** Start Material **
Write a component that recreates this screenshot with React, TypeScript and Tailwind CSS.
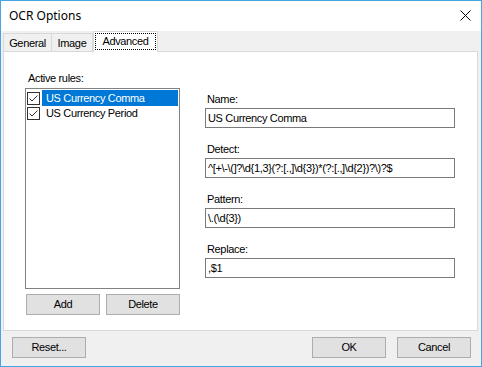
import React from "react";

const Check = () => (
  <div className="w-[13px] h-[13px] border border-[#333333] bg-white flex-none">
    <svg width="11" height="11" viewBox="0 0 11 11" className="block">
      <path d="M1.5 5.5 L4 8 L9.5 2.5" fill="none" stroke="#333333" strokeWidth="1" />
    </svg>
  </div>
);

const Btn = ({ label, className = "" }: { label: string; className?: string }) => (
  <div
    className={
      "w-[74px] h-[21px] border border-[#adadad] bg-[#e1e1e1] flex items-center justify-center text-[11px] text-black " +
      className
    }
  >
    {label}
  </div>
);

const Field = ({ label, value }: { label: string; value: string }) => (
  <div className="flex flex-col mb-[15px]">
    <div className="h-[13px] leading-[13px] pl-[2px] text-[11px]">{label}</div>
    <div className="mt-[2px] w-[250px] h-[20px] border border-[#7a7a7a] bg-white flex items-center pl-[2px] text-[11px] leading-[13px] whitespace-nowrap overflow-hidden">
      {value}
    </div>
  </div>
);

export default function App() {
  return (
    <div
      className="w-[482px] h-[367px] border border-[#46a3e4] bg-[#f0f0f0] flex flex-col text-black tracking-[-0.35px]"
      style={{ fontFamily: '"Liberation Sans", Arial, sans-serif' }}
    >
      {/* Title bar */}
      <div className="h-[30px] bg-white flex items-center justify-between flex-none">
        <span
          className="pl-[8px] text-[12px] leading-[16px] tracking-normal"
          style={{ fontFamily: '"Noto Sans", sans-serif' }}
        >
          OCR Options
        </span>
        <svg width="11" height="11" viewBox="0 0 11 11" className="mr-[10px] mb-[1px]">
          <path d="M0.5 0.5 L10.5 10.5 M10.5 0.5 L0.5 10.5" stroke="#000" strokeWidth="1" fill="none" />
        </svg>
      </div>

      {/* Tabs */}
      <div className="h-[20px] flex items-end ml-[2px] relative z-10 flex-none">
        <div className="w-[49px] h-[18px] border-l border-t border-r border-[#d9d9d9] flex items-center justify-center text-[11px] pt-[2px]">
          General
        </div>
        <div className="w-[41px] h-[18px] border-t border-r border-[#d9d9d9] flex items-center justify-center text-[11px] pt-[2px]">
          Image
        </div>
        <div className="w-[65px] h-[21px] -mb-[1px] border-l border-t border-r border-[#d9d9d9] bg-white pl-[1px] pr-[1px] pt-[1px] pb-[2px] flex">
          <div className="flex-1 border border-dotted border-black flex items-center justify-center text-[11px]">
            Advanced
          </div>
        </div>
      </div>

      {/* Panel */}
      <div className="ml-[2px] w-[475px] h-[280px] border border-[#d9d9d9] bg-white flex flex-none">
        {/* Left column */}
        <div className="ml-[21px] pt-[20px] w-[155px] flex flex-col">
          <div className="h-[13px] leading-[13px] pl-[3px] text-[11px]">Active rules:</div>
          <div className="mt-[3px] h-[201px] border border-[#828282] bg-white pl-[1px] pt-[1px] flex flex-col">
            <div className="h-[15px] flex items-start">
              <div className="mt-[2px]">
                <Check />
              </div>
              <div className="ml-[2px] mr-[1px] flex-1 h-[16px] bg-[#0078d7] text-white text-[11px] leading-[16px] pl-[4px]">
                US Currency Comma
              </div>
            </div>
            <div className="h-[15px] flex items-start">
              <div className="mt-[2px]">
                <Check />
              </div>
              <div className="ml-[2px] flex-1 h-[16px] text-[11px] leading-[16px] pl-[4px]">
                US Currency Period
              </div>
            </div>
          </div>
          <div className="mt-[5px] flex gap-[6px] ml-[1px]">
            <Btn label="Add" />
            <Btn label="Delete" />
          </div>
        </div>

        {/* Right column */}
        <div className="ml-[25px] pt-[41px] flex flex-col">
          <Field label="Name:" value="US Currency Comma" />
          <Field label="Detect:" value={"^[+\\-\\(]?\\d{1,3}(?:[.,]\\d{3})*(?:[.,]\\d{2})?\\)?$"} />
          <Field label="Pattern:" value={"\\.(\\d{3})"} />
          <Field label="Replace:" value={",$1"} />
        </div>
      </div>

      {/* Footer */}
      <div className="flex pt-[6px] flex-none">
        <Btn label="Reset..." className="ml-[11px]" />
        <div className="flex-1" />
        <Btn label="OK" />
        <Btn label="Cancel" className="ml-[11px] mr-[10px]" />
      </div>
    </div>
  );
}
** End Material **
**Exercise task**.
Repeat all of the data above word for word, minus the pictures.

**Task answer**.
Write a component that recreates this screenshot with React, TypeScript and Tailwind CSS.
import React from "react";

const Check = () => (
  <div className="w-[13px] h-[13px] border border-[#333333] bg-white flex-none">
    <svg width="11" height="11" viewBox="0 0 11 11" className="block">
      <path d="M1.5 5.5 L4 8 L9.5 2.5" fill="none" stroke="#333333" strokeWidth="1" />
    </svg>
  </div>
);

const Btn = ({ label, className = "" }: { label: string; className?: string }) => (
  <div
    className={
      "w-[74px] h-[21px] border border-[#adadad] bg-[#e1e1e1] flex items-center justify-center text-[11px] text-black " +
      className
    }
  >
    {label}
  </div>
);

const Field = ({ label, value }: { label: string; value: string }) => (
  <div className="flex flex-col mb-[15px]">
    <div className="h-[13px] leading-[13px] pl-[2px] text-[11px]">{label}</div>
    <div className="mt-[2px] w-[250px] h-[20px] border border-[#7a7a7a] bg-white flex items-center pl-[2px] text-[11px] leading-[13px] whitespace-nowrap overflow-hidden">
      {value}
    </div>
  </div>
);

export default function App() {
  return (
    <div
      className="w-[482px] h-[367px] border border-[#46a3e4] bg-[#f0f0f0] flex flex-col text-black tracking-[-0.35px]"
      style={{ fontFamily: '"Liberation Sans", Arial, sans-serif' }}
    >
      {/* Title bar */}
      <div className="h-[30px] bg-white flex items-center justify-between flex-none">
        <span
          className="pl-[8px] text-[12px] leading-[16px] tracking-normal"
          style={{ fontFamily: '"Noto Sans", sans-serif' }}
        >
          OCR Options
        </span>
        <svg width="11" height="11" viewBox="0 0 11 11" className="mr-[10px] mb-[1px]">
          <path d="M0.5 0.5 L10.5 10.5 M10.5 0.5 L0.5 10.5" stroke="#000" strokeWidth="1" fill="none" />
        </svg>
      </div>

      {/* Tabs */}
      <div className="h-[20px] flex items-end ml-[2px] relative z-10 flex-none">
        <div className="w-[49px] h-[18px] border-l border-t border-r border-[#d9d9d9] flex items-center justify-center text-[11px] pt-[2px]">
          General
        </div>
        <div className="w-[41px] h-[18px] border-t border-r border-[#d9d9d9] flex items-center justify-center text-[11px] pt-[2px]">
          Image
        </div>
        <div className="w-[65px] h-[21px] -mb-[1px] border-l border-t border-r border-[#d9d9d9] bg-white pl-[1px] pr-[1px] pt-[1px] pb-[2px] flex">
          <div className="flex-1 border border-dotted border-black flex items-center justify-center text-[11px]">
            Advanced
          </div>
        </div>
      </div>

      {/* Panel */}
      <div className="ml-[2px] w-[475px] h-[280px] border border-[#d9d9d9] bg-white flex flex-none">
        {/* Left column */}
        <div className="ml-[21px] pt-[20px] w-[155px] flex flex-col">
          <div className="h-[13px] leading-[13px] pl-[3px] text-[11px]">Active rules:</div>
          <div className="mt-[3px] h-[201px] border border-[#828282] bg-white pl-[1px] pt-[1px] flex flex-col">
            <div className="h-[15px] flex items-start">
              <div className="mt-[2px]">
                <Check />
              </div>
              <div className="ml-[2px] mr-[1px] flex-1 h-[16px] bg-[#0078d7] text-white text-[11px] leading-[16px] pl-[4px]">
                US Currency Comma
              </div>
            </div>
            <div className="h-[15px] flex items-start">
              <div className="mt-[2px]">
                <Check />
              </div>
              <div className="ml-[2px] flex-1 h-[16px] text-[11px] leading-[16px] pl-[4px]">
                US Currency Period
              </div>
            </div>
          </div>
          <div className="mt-[5px] flex gap-[6px] ml-[1px]">
            <Btn label="Add" />
            <Btn label="Delete" />
          </div>
        </div>

        {/* Right column */}
        <div className="ml-[25px] pt-[41px] flex flex-col">
          <Field label="Name:" value="US Currency Comma" />
          <Field label="Detect:" value={"^[+\\-\\(]?\\d{1,3}(?:[.,]\\d{3})*(?:[.,]\\d{2})?\\)?$"} />
          <Field label="Pattern:" value={"\\.(\\d{3})"} />
          <Field label="Replace:" value={",$1"} />
        </div>
      </div>

      {/* Footer */}
      <div className="flex pt-[6px] flex-none">
        <Btn label="Reset..." className="ml-[11px]" />
        <div className="flex-1" />
        <Btn label="OK" />
        <Btn label="Cancel" className="ml-[11px] mr-[10px]" />
      </div>
    </div>
  );
}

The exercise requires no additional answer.